Away from the matches, the moments shown vary in quality and worthiness. The tributes for both Eddie and 9/11 were powerful episodes and they still retain that power to this day. No matter how much time was given to them, it wasn’t enough. Outside the serious segments, there’s also plenty of comedy on show (yes, Kurt in a cowboy hat is on there). From Debra’s cookies to Austin and Angle singing for Vince’s affection, the comedy is usually of the golden variety.
Some of the picks are obviously out of place, while others deserve to be here, but not in the order presented. You will have your own Smackdown moment that you feel merits a spot and you will watch this set and wonder how in the blue hell did THAT get included, but, for the most part, this is a great look back over ten years of greatness.
It’s a great history lesson for those who became fans in the last few years and although some of the segments could have been longer, it should make you search out other clips, segments and matches from that era. The matches on show are also pretty special.

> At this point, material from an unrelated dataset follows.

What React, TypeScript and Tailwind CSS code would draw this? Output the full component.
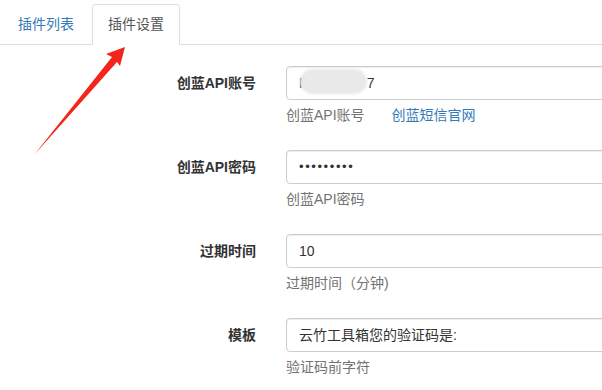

The format of a few clips, some talking heads, back to Cole and Striker, all interspersed with matches works phenomenally well and is a method that should be used for future special releases. My main gripe is that there are no extras, which is a bit of a disgrace considering the wealth of footage available, but, with nearly nine hours of Smackdown goodness, it’s easy to get too greedy.
I recommend this to everyone and, finally, this should go a long way to disproving the theory that Smackdown is the feeble little brother of RAW. If anything, they are bona-fide equals and, more recently, Smackdown has become the “A” show among WWE’s weekly broadcasts.